After a slow start and with the completion of the Benson underpass in 1941, east Benson’s growth took off in the 1950s. Gone were the turn of the century Smelter, the railroad round house and the cattle shipping pens. Now, with the paving of highway 86, which cut 80 miles off the trip east to Lordsburg New Mexico the building of east Benson began.

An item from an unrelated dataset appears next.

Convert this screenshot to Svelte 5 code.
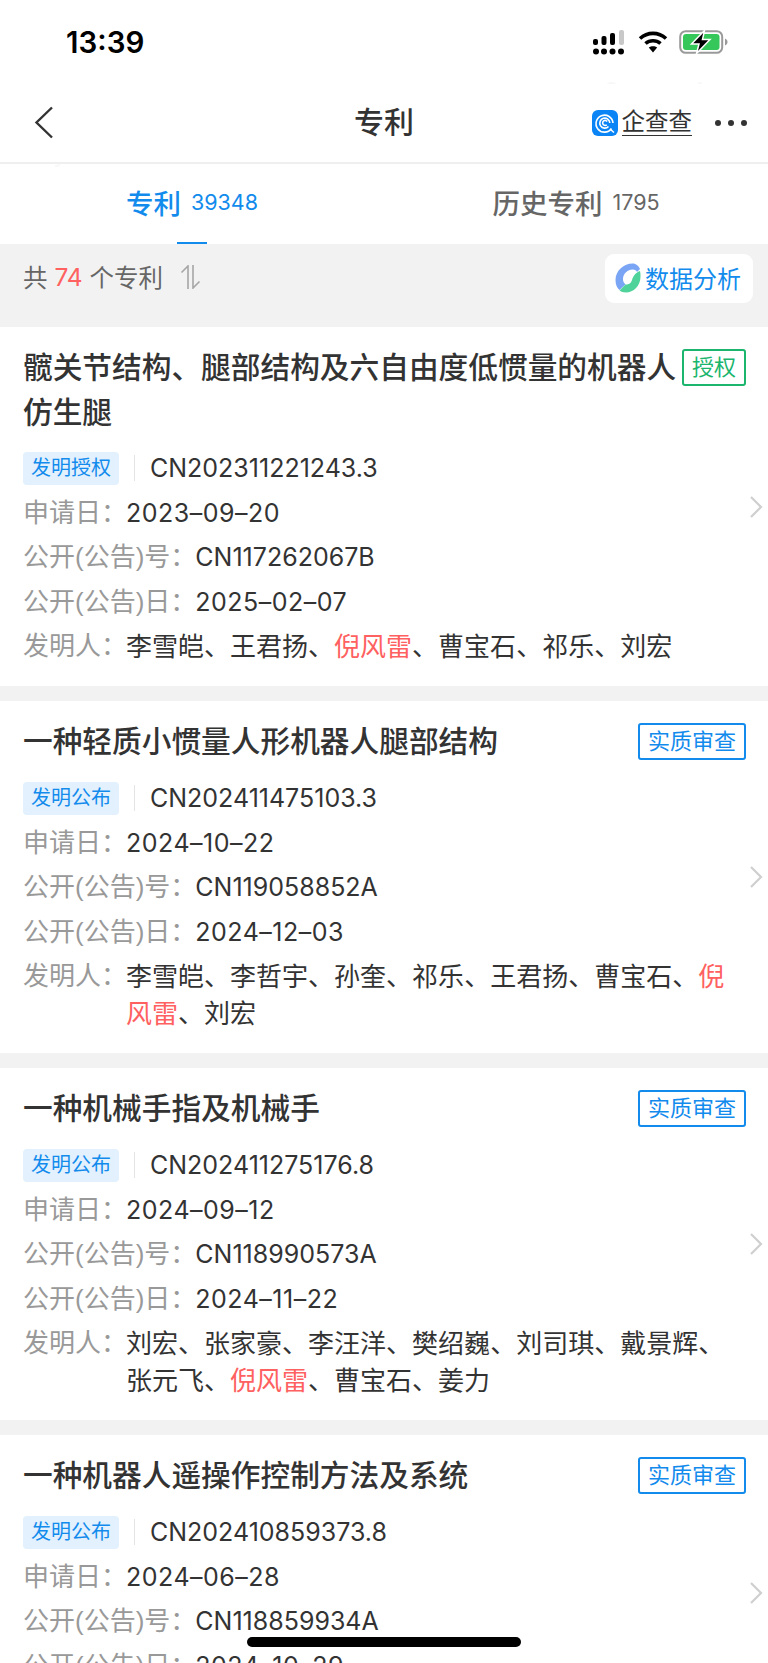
<script lang="ts">
	interface Patent {
		title: string;
		status: string;
		kind: string;
		appNo: string;
		appDate: string;
		pubNo: string;
		pubDate: string;
		inventors: string[];
	}

	const patents: Patent[] = [
		{
			title: '髋关节结构、腿部结构及六自由度低惯量的机器人仿生腿',
			status: '授权',
			kind: '发明授权',
			appNo: 'CN202311221243.3',
			appDate: '2023–09–20',
			pubNo: 'CN117262067B',
			pubDate: '2025–02–07',
			inventors: ['李雪皑', '王君扬', '倪风雷', '曹宝石', '祁乐', '刘宏']
		},
		{
			title: '一种轻质小惯量人形机器人腿部结构',
			status: '实质审查',
			kind: '发明公布',
			appNo: 'CN202411475103.3',
			appDate: '2024–10–22',
			pubNo: 'CN119058852A',
			pubDate: '2024–12–03',
			inventors: ['李雪皑', '李哲宇', '孙奎', '祁乐', '王君扬', '曹宝石', '倪风雷', '刘宏']
		},
		{
			title: '一种机械手指及机械手',
			status: '实质审查',
			kind: '发明公布',
			appNo: 'CN202411275176.8',
			appDate: '2024–09–12',
			pubNo: 'CN118990573A',
			pubDate: '2024–11–22',
			inventors: ['刘宏', '张家豪', '李汪洋', '樊绍巍', '刘司琪', '戴景辉', '张元飞', '倪风雷', '曹宝石', '姜力']
		},
		{
			title: '一种机器人遥操作控制方法及系统',
			status: '实质审查',
			kind: '发明公布',
			appNo: 'CN202410859373.8',
			appDate: '2024–06–28',
			pubNo: 'CN118859934A',
			pubDate: '2024–10–29',
			inventors: ['刘宏', '倪风雷']
		}
	];
</script>

<div class="page">
	<span class="mark mark-top">8eyt4sm</span>
	<span class="mark mark-left">8eyt4sm</span>

	<div class="status-bar">
		<span class="time">13:39</span>
		<div class="status-icons">
			<svg width="32" height="26" viewBox="0 0 32 26" fill="#000">
				<rect x="0" y="9" width="5" height="6" rx="2" />
				<rect x="8.500" y="6" width="5" height="9" rx="2" />
				<rect x="17" y="3" width="5" height="12" rx="2" />
				<rect x="26" y="0" width="5" height="15" rx="2" fill="#c8c8c8" />
				<circle cx="3" cy="21.500" r="3" />
				<circle cx="11" cy="21.500" r="3" />
				<circle cx="19.500" cy="21.500" r="3" />
				<circle cx="28" cy="21.500" r="3" />
			</svg>
			<svg class="wifi" width="30" height="22" viewBox="0 0 30 22" fill="none" stroke="#000" stroke-width="3.600">
				<path d="M2 7.500C9.500 0.700 20.500 0.700 28 7.500" />
				<path d="M7.500 12.500C11.800 8.800 18.200 8.800 22.500 12.500" />
				<path d="M15 21.500L10.800 16.500C13.200 14.700 16.800 14.700 19.200 16.500Z" fill="#000" stroke="none" />
			</svg>
			<svg class="battery" width="49" height="24" viewBox="0 0 49 24" fill="none">
				<rect x="1.200" y="1.200" width="42" height="21.600" rx="5.500" stroke="#9a9a9a" stroke-width="2" />
				<rect x="4" y="4" width="36.500" height="16" rx="3" fill="#35c759" />
				<path d="M46 8.500C47.800 9.300 48.500 10.500 48.500 12C48.500 13.500 47.800 14.700 46 15.500Z" fill="#9a9a9a" />
				<path d="M25.500 0.500L12.500 14H20L17.500 23.500L31 9.500H23.500Z" fill="#000" stroke="#fff" stroke-width="1.500" />
			</svg>
		</div>
	</div>

	<header class="nav">
		<svg class="back" width="20" height="33" viewBox="0 0 20 33" fill="none" stroke="#333" stroke-width="2.400">
			<path d="M18 1.500L2.500 16.500L18 31.500" />
		</svg>
		<h1>专利</h1>
		<div class="nav-right">
			<svg class="qcc" width="26" height="26" viewBox="0 0 26 26">
				<rect width="26" height="26" rx="6" fill="#0b84f5" />
				<g fill="none" stroke="#fff" stroke-width="1.600">
					<path d="M19.500 18.500A8.500 8.500 0 1 1 21 13" />
					<path d="M16.500 16.500A5 5 0 1 1 17.800 13" />
					<path d="M14.800 14.800A2.500 2.500 0 1 1 15.200 11.500" />
					<path d="M18 19L22 22.500" />
				</g>
			</svg>
			<span class="qcc-name">企查查</span>
			<div class="dots"><i></i><i></i><i></i></div>
		</div>
	</header>

	<nav class="tabs">
		<div class="tab active">专利 <small>39348</small></div>
		<div class="tab">历史专利 <small>1795</small></div>
	</nav>

	<div class="toolbar">
		<div class="total">
			共 <em>74</em> 个专利
			<svg width="22" height="24" viewBox="0 0 22 24" fill="none" stroke="#a6a6a6" stroke-width="1.600">
				<path d="M9 24V1L2.500 7.500" />
				<path d="M14 0V23L20.500 16.500" />
			</svg>
		</div>
		<button class="analyse">
			<svg width="26" height="30" viewBox="0 0 26 30">
				<path d="M17.500 0.500C9 0.500 0.500 7.500 0.500 17C0.500 21.500 2 25 4.500 27L10.500 21.500C9 20 8 18.500 8 16C8 10.500 13 6.500 17.500 6.500C20 6.500 21.500 7.500 22 9L25 6C24 3 21 0.500 17.500 0.500Z" fill="#7aa5f5" />
				<path d="M25 8C25.500 10 25.500 11.500 25.500 13.500C25.500 23 18.500 29.500 11 29.500C8 29.500 6 28.500 4.500 27.500L10.500 21.500C14.500 21.500 16 20 17 17C18 13.500 20 10 25 8Z" fill="#4fd39a" />
			</svg>
			<span>数据分析</span>
		</button>
	</div>

	{#each patents as p}
		<article class="card">
			<div class="head">
				<h2>{p.title}</h2>
				<span class="status" class:granted={p.status === '授权'}>{p.status}</span>
			</div>
			<div class="row no-row">
				<span class="kind">{p.kind}</span>
				<span class="value">{p.appNo}</span>
			</div>
			<div class="row"><span class="label">申请日：</span><span class="value date">{p.appDate}</span></div>
			<div class="row"><span class="label">公开(公告)号：</span><span class="value">{p.pubNo}</span></div>
			<div class="row"><span class="label">公开(公告)日：</span><span class="value date">{p.pubDate}</span></div>
			<div class="row inventor-row">
				<span class="label">发明人：</span>
				<span class="value inventors">
					{#each p.inventors as name, i}<span class:hit={name === '倪风雷'}>{name}</span>{i < p.inventors.length - 1 ? '、' : ''}{/each}
				</span>
			</div>
			<svg class="chevron" width="14" height="24" viewBox="0 0 14 24" fill="none" stroke="#cfcfcf" stroke-width="2.200">
				<path d="M2 2L12 12L2 22" />
			</svg>
		</article>
	{/each}

	<div class="home-bar"></div>
</div>

<style>
	:global(body) {
		margin: 0;
		background: #f2f2f2;
	}

	.page {
		position: relative;
		height: 1663px;
		overflow: hidden;
		background: #f2f2f2;
		font-family: 'Inter', 'Noto Sans CJK SC', sans-serif;
		color: #333;
	}

	.mark {
		position: absolute;
		font-size: 24px;
		letter-spacing: 9px;
		color: #f8f8f8;
	}

	.mark-top {
		top: 77px;
		left: 604px;
	}

	.mark-left {
		top: 139px;
		left: 7px;
	}

	.status-bar {
		height: 84px;
		background: #fff;
		display: flex;
		align-items: flex-start;
		justify-content: space-between;
		padding: 0 40px 0 66px;
	}

	.time {
		margin-top: 25px;
		font-size: 29.500px;
		line-height: 34px;
		font-weight: 600;
		color: #000;
	}

	.status-icons {
		display: flex;
		align-items: flex-start;
		margin-top: 30px;
	}

	.wifi {
		margin: 1px 0 0 13px;
	}

	.battery {
		margin-left: 11px;
	}

	.nav {
		position: relative;
		height: 78px;
		background: #fff;
		border-bottom: 2px solid #efefef;
		display: flex;
		align-items: center;
		justify-content: center;
	}

	.back {
		position: absolute;
		left: 34px;
		top: 22px;
	}

	h1 {
		margin: 0 0 2px;
		font-size: 30px;
		font-weight: 500;
		line-height: 40px;
	}

	.nav-right {
		position: absolute;
		right: 21px;
		top: 25px;
		display: flex;
		align-items: center;
	}

	.qcc-name {
		margin-left: 4px;
		font-size: 23.500px;
		line-height: 26px;
		border-bottom: 1px solid #333;
	}

	.dots {
		display: flex;
		gap: 7px;
		margin-left: 23px;
	}

	.dots i {
		width: 6px;
		height: 6px;
		border-radius: 50%;
		background: #333;
	}

	.tabs {
		height: 80px;
		background: #fff;
		display: grid;
		grid-template-columns: 1fr 1fr;
	}

	.tab {
		position: relative;
		display: flex;
		align-items: center;
		justify-content: center;
		gap: 10px;
		font-size: 27.500px;
		font-weight: 500;
		color: #666;
		padding-bottom: 4px;
	}

	.tab small {
		font-size: 21.500px;
		font-weight: 400;
	}

	.tab.active {
		color: #128bed;
	}

	.tab.active::after {
		content: '';
		position: absolute;
		left: 50%;
		bottom: 0;
		width: 30px;
		height: 2px;
		margin-left: -15px;
		background: #128bed;
	}

	.toolbar {
		height: 83px;
		display: flex;
		justify-content: space-between;
		align-items: flex-start;
		padding: 10px 15px 0 23px;
		box-sizing: border-box;
	}

	.total {
		display: flex;
		align-items: center;
		height: 45px;
		font-size: 24.500px;
		color: #666;
		white-space: pre;
	}

	.total em {
		font-style: normal;
		color: #ff6060;
	}

	.total svg {
		margin-left: 9px;
	}

	.analyse {
		display: flex;
		align-items: center;
		gap: 4px;
		width: 148px;
		height: 49px;
		padding: 0 0 2px 10px;
		border: 0;
		border-radius: 9px;
		background: #fff;
		font: inherit;
		font-size: 24px;
		color: #128bed;
	}

	.card {
		position: relative;
		background: #fff;
		padding: 18px 22px 21px 23px;
		margin-bottom: 15px;
	}

	.head {
		display: flex;
		align-items: flex-start;
		justify-content: space-between;
		gap: 4px;
		margin-bottom: 15px;
	}

	h2 {
		flex: 1;
		margin: 0;
		font-size: 29.700px;
		line-height: 45px;
		font-weight: 500;
		color: #333;
	}

	.status {
		flex: none;
		margin: 4px 0 5px;
		height: 37px;
		box-sizing: border-box;
		padding: 0 8px;
		border: 2px solid #128bed;
		border-radius: 3px;
		font-size: 22px;
		line-height: 33px;
		color: #128bed;
	}

	.status.granted {
		border-color: #1bb56d;
		color: #1bb56d;
	}

	.row {
		display: flex;
		align-items: flex-start;
		margin-top: 8.500px;
		font-size: 26px;
		line-height: 36px;
	}

	.no-row {
		margin-top: 0;
		height: 36px;
		align-items: center;
	}

	.inventor-row {
		line-height: 37px;
	}

	.kind {
		height: 33px;
		box-sizing: border-box;
		padding: 0 8px;
		border-radius: 4px;
		background: #e2f1fd;
		color: #128bed;
		font-size: 20px;
		line-height: 33px;
	}

	.no-row .value {
		margin-left: 15px;
		padding-left: 15px;
		border-left: 1px solid #e4e4e4;
		line-height: 26px;
	}

	.label {
		flex: none;
		margin-right: -1px;
		font-family: 'Liberation Sans', 'Noto Sans CJK SC', sans-serif;
		color: #999;
	}

	.value {
		color: #333;
		font-size: 25px;
	}

	.value.date {
		letter-spacing: 0.500px;
	}

	.value.inventors {
		flex: 1;
		font-size: 26px;
		padding-right: 18px;
	}

	.hit {
		color: #ff6060;
	}

	.chevron {
		position: absolute;
		right: 5px;
		top: 50%;
		margin-top: -12px;
	}

	.home-bar {
		position: absolute;
		left: 247px;
		top: 1637px;
		width: 274px;
		height: 10px;
		border-radius: 5px;
		background: #000;
	}
</style>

In 1941 all that existed in east Benson were two motels, the El Cochise motel, the Monterey motel, the Riverside Texaco, the White Kitchen café, the Benson Furniture store, and the Sierra Vista (Dixie) gas station. With the completion of the underpass and the paving of highway 86 east Benson growth took off. White Kitchen Café became Benson Café, Riverside Inn was built and run by two women Katy and Jean. A trailer park was built east of the Monterey and El Cochise Motels and later Garnet Barker built a roller skating rink. Sometime in the 1940s the Benson Furniture store became a grocery store and it burned. It would be rebuilt in the 1960s and become Richardson’s Mortuary. Between the Riverside Inn and the Riverside Texaco a new café, the Riverside café (later Ruiz’s Café) would be built. Dick Lopshire would move the B. F. Goodrich store from up town between the San Pedro Motel and Louie Dyer’s Texaco to next to the Riverside Inn and his brother Dale would build Lopshire’s Ford next to that which would require Kimbrough Trucking to move across the street. What was the location of a long closed Union gas station became Lopshire’s Ford’s new car lot. Also a Chevron gas station was where the present day lower Circle K is located.

Vern Arnold would start development of east Benson starting with the construction of Wilson’s Cash Market and Gila Auto Parts. Next Vern created a lake out of an expanded water tank which served a chicken farm which hea acquired and converted into a housing development, a trailer park and a beauty and barber shop.

On the north Comstock housing development would replace Dayton Graham’s slaughter house with several new homes. On the south along with Scott’s Machine shop, Benson Lumber (which became Wilharm’s Lumber Company), were the Sierra Vista Motel and gas station, Plymouth sales, Bill’s Trading Post, the Holsum Bread depot and the newly relocated Kimbrough Trucking.

On the hill to the west the Scott brothers, Bill and George started a gravel and sand operation and to the north a concrete batch plant owned by Pete Wilharm was opened.

East Benson was limited in growth by the large hill on the west, the railroad on the south, the San Pedro river on the east and ultimately I-10, in the 1960s, on the north. I-10 also was also the demise of east Benson since it replaced highway 86 and bypassed Benson altogether. In fact Benson, as a thriving tourist town, quit growing and became a bedroom community for Fort Huachuca and Tucson after I-10 was opened.